How Much Avocado Can a Diabetic Eat?
A halved avocado on a table Photo Credit olgakr/iStock/Getty Images

If you have diabetes, you know that food plays a big role in controlling your blood sugar levels. Carbohydrate--containing foods, which include sugar, sweets, sugary drinks, grains, starchy vegetables, fruits and some dairy, are converted to sugar during the digestion process and therefore contribute to raising your blood sugar levels after eating. A high--carb intake will result in high blood sugar levels.

Nutrition Facts

The nutrition facts for avocado depend on its size. For example, a whole California avocado provides about 227 calories, 11.8 grams of carbohydrates and 9.2 grams of fiber, while a Florida avocado is larger and contains 365 calories, 23.8 grams of carbohydrates and 17.0 grams of fiber. With diabetes, carbohydrates elevate your blood sugar levels, but only the starch and sugar part of the total carbohydrates, not the fiber.

Available Carbohydrate and Diabetes

To better estimate the effect of avocado on your blood sugar levels, you can calculate their available carbohydrate content by subtracting fiber from the total carbs. In the case of a California avocado, you get 2.6 grams of available carbohydrates, while a Florida avocado contains 6.8 grams of available carbohydates because of its larger size. Usually, diabetics are recommended to limit their carb intake to 45 grams to 60 grams per meal. Avocado contains very small amounts of available carbohydrates and are not problematic for diabetes control, even if you eat a whole, large avocado.

Typical Meals With Avocado

Although avocado itself is not likely to hinder your glycemic control, it is often served with high-carb foods such as tortillas, nacho chips and taco shells. If your meal includes foods that have a high carbohydrate content, your blood sugar is likely to rise, so count your carbs to ensure you do not eat more carbohydrates than your body can handle.

Monounsaturated Fats

Avocado is not like other fruits because it has a low sugar and carbohydrate content, but a high fat content. Most of the fats found in avocado are monounsaturated fats, the heart-healthy kind that is also found in olive oil and nuts. These healthy fats constitute the cornerstone of the Mediterranean diet. Monounsaturated fats can help you keep your blood cholesterol levels under control and reduce your risk of heart diseases, which, unfortunately, is a frequent complication of uncontrolled diabetes.

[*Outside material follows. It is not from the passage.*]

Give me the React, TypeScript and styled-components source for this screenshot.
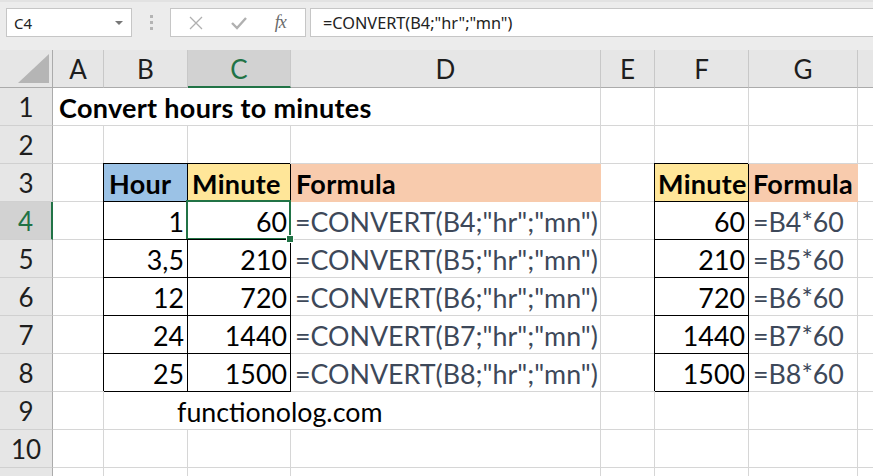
import React, {FC} from "react";
import styled, {createGlobalStyle, css} from "styled-components";

const GlobalStyle = createGlobalStyle`
    html, body {
        margin: 0;
        padding: 0;
        background: #fff;
        overflow: hidden;
    }
`

const GREEN = '#217346';
const GRID = '#D6D6D6';
const CELL_FONT = `Lato, "Open Sans", sans-serif`;
const UI_FONT = `"Noto Sans", "Open Sans", sans-serif`;

const colWidths = [53, 51, 84, 103, 310, 54, 94, 109, 40];
const colNames = ['A', 'B', 'C', 'D', 'E', 'F', 'G', ''];

const Screen = styled.div`
    width: 873px;
    height: 476px;
    overflow: hidden;
    background: #fff;
`

const FormulaBar = styled.div`
    height: 50px;
    box-sizing: border-box;
    background: #ECECEC;
    border-top: 2px solid #E2E2E2;
    padding: 6px 0 13px 6px;
    display: flex;
    align-items: stretch;
`

const NameBox = styled.div`
    width: 126px;
    box-sizing: border-box;
    background: #fff;
    border: 1px solid #C6C6C6;
    display: flex;
    align-items: center;
    justify-content: space-between;
    padding: 0 8px 0 7px;
    font-family: ${UI_FONT};
    font-size: 15px;
    color: #222;
`

const DropArrow = styled.span`
    width: 0;
    height: 0;
    border-left: 4px solid transparent;
    border-right: 4px solid transparent;
    border-top: 4px solid #777;
`

const Grip = styled.div`
    width: 38px;
    display: flex;
    flex-direction: column;
    align-items: center;
    justify-content: center;
    gap: 3px;
    span {
        width: 3px;
        height: 3px;
        background: #B4B4B4;
    }
`

const ActionBox = styled.div`
    width: 136px;
    box-sizing: border-box;
    background: #fff;
    border: 1px solid #C6C6C6;
    display: flex;
    align-items: center;
    justify-content: space-around;
    padding: 0 6px 0 4px;
`

const Fx = styled.span`
    font-family: "Liberation Serif", serif;
    font-style: italic;
    font-size: 18px;
    color: #6A6A6A;
    letter-spacing: -1px;
`

const FormulaInput = styled.div`
    flex: 1;
    margin-left: 4px;
    background: #fff;
    border: 1px solid #C6C6C6;
    border-right: none;
    display: flex;
    align-items: center;
    padding-left: 12px;
    font-family: ${UI_FONT};
    font-size: 16.3px;
    color: #222;
`

const Sheet = styled.div`
    display: grid;
    grid-template-columns: ${colWidths.map(w => w + 'px').join(' ')};
    grid-auto-rows: 38px;
    font-family: ${CELL_FONT};
`

const Corner = styled.div`
    background: #E6E6E6;
    border-right: 1px solid #ABABAB;
    border-bottom: 1px solid #ABABAB;
    box-sizing: border-box;
    display: flex;
    align-items: flex-end;
    justify-content: flex-end;
    padding: 0 3px 4px 0;
`

const ColHeader = styled.div<{ $active?: boolean }>`
    box-sizing: border-box;
    background: ${p => p.$active ? '#D2D2D2' : '#E6E6E6'};
    border-right: 1px solid #C8C8C8;
    border-bottom: ${p => p.$active ? `2px solid ${GREEN}` : '1px solid #ABABAB'};
    display: flex;
    align-items: center;
    justify-content: center;
    font-size: 26px;
    color: ${p => p.$active ? GREEN : '#1E1E1E'};
    padding-top: ${p => p.$active ? '1px' : '0'};
`

const RowHeader = styled.div<{ $active?: boolean }>`
    box-sizing: border-box;
    background: ${p => p.$active ? '#D2D2D2' : '#E6E6E6'};
    border-right: ${p => p.$active ? `2px solid ${GREEN}` : '1px solid #ABABAB'};
    border-bottom: 1px solid #D0D0D0;
    display: flex;
    align-items: center;
    justify-content: center;
    font-size: 26px;
    color: ${p => p.$active ? GREEN : '#1E1E1E'};
`

const Cell = styled.div<{
    $align?: string,
    $bold?: boolean,
    $fill?: string,
    $boxed?: boolean,
    $formula?: boolean,
    $selected?: boolean,
    $span?: number,
    $indent?: number
}>`
    position: relative;
    box-sizing: border-box;
    grid-column: span ${p => p.$span || 1};
    border-right: 1px solid ${p => p.$boxed ? '#000' : p.$fill || GRID};
    border-bottom: 1px solid ${p => p.$boxed ? '#000' : p.$fill || GRID};
    background: ${p => p.$fill || 'transparent'};
    display: flex;
    align-items: center;
    justify-content: ${p => p.$align === 'right' ? 'flex-end' : 'flex-start'};
    padding: 2px 3px 0 ${p => p.$indent ?? 5}px;
    white-space: nowrap;
    font-size: ${p => p.$bold ? '27px' : '26.8px'};
    font-weight: ${p => p.$bold ? 700 : 400};
    letter-spacing: ${p => p.$bold ? '0.3px' : '0'};
    color: ${p => p.$formula ? '#3D4859' : '#000'};
    ${p => p.$boxed && css`
        box-shadow: -1px -1px 0 #000;
    `}
    ${p => p.$selected && css`
        &::after {
            content: '';
            position: absolute;
            left: -2px;
            top: -2px;
            right: -1px;
            bottom: -1px;
            border: 2px solid ${GREEN};
            pointer-events: none;
        }
        &::before {
            content: '';
            position: absolute;
            right: -4px;
            bottom: -4px;
            width: 6px;
            height: 6px;
            background: ${GREEN};
            border: 1px solid #fff;
            z-index: 2;
        }
    `}
`

interface CellSpec {
    text?: string,
    align?: string,
    bold?: boolean,
    fill?: string,
    boxed?: boolean,
    formula?: boolean,
    selected?: boolean,
    span?: number,
    indent?: number
}

const BLUE = '#9BC2E6';
const YELLOW = '#FFE699';
const ORANGE = '#F8CBAD';

const dataRows = [
    {hours: '1', minutes: '60'},
    {hours: '3,5', minutes: '210'},
    {hours: '12', minutes: '720'},
    {hours: '24', minutes: '1440'},
    {hours: '25', minutes: '1500'},
];

// each row: list of cells from column A onward, spans eat the following columns
const buildRows = (): CellSpec[][] => {
    const rows: CellSpec[][] = [];
    rows.push([{text: 'Convert hours to minutes', bold: true, span: 4, indent: 6}, {}, {}, {}, {}]);
    rows.push([{}, {}, {}, {}, {}, {}, {}, {}]);
    rows.push([
        {},
        {text: 'Hour', bold: true, fill: BLUE, boxed: true},
        {text: 'Minute', bold: true, fill: YELLOW, boxed: true, indent: 4},
        {text: 'Formula', bold: true, fill: ORANGE},
        {},
        {text: 'Minute', bold: true, fill: YELLOW, boxed: true, indent: 3},
        {text: 'Formula', bold: true, fill: ORANGE, indent: 4},
        {},
    ]);
    dataRows.forEach((r, i) => {
        const ref = `B${i + 4}`;
        rows.push([
            {},
            {text: r.hours, align: 'right', boxed: true},
            {text: r.minutes, align: 'right', boxed: true, selected: i === 0},
            {text: `=CONVERT(${ref};"hr";"mn")`, formula: true, indent: 4},
            {},
            {text: r.minutes, align: 'right', boxed: true},
            {text: `=${ref}*60`, formula: true, indent: 4},
            {},
        ]);
    });
    rows.push([{}, {text: 'functionolog.com', span: 3, indent: 73}, {}, {}, {}, {}]);
    rows.push([{}, {}, {}, {}, {}, {}, {}, {}]);
    rows.push([{}, {}, {}, {}, {}, {}, {}, {}]);
    return rows;
}

const CornerMark: FC = () => (
    <svg width="31" height="29" viewBox="0 0 31 29">
        <polygon points="31,0 31,29 0,29" fill="#B5B5B5"/>
    </svg>
);

const CancelIcon: FC = () => (
    <svg width="16" height="16" viewBox="0 0 16 16">
        <path d="M2 2 L14 14 M14 2 L2 14" stroke="#B0B0B0" strokeWidth="1.3" fill="none"/>
    </svg>
);

const EnterIcon: FC = () => (
    <svg width="18" height="16" viewBox="0 0 18 16">
        <path d="M2 8 L7 13 L16 3" stroke="#B0B0B0" strokeWidth="2.4" fill="none"/>
    </svg>
);

const App: FC = () => {
    const rows = buildRows();
    return <Screen>
        <GlobalStyle/>
        <FormulaBar>
            <NameBox>C4<DropArrow/></NameBox>
            <Grip><span/><span/><span/></Grip>
            <ActionBox>
                <CancelIcon/>
                <EnterIcon/>
                <Fx>fx</Fx>
            </ActionBox>
            <FormulaInput>=CONVERT(B4;"hr";"mn")</FormulaInput>
        </FormulaBar>
        <Sheet>
            <Corner><CornerMark/></Corner>
            {colNames.map(name => <ColHeader key={'h' + name} $active={name === 'C'}>{name}</ColHeader>)}
            {rows.map((row, r) => {
                const cells: React.ReactNode[] = [];
                let col = 0;
                row.forEach((c, k) => {
                    if (col >= colNames.length) return;
                    cells.push(<Cell key={`${r}-${k}`}
                        $align={c.align}
                        $bold={c.bold}
                        $fill={c.fill}
                        $boxed={c.boxed}
                        $formula={c.formula}
                        $selected={c.selected}
                        $span={c.span}
                        $indent={c.indent}>{c.text}</Cell>);
                    col += c.span || 1;
                });
                while (col < colNames.length) {
                    cells.push(<Cell key={`${r}-f${col}`}/>);
                    col++;
                }
                // the last row is only a sliver at the bottom edge, its number is below the view
                const label = r < rows.length - 1 ? r + 1 : '';
                return <React.Fragment key={r}>
                    <RowHeader $active={r === 3}>{label}</RowHeader>
                    {cells}
                </React.Fragment>
            })}
        </Sheet>
    </Screen>
}

export default App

Adding Avocados To Your Diet

If you wish to include avocado in your diet, make sure you have it with a healthy carbohydrate--controlled meal. For example, you can add slices of avocado to your salad, serve your chicken with a guacamole or add avocado to a smoothie made with plain yogurt and raspberries for a delicious creamy breakfast, dessert or snack. Remember to count the carbohydrates of the other food you eat to keep your carbs and blood sugar levels in check.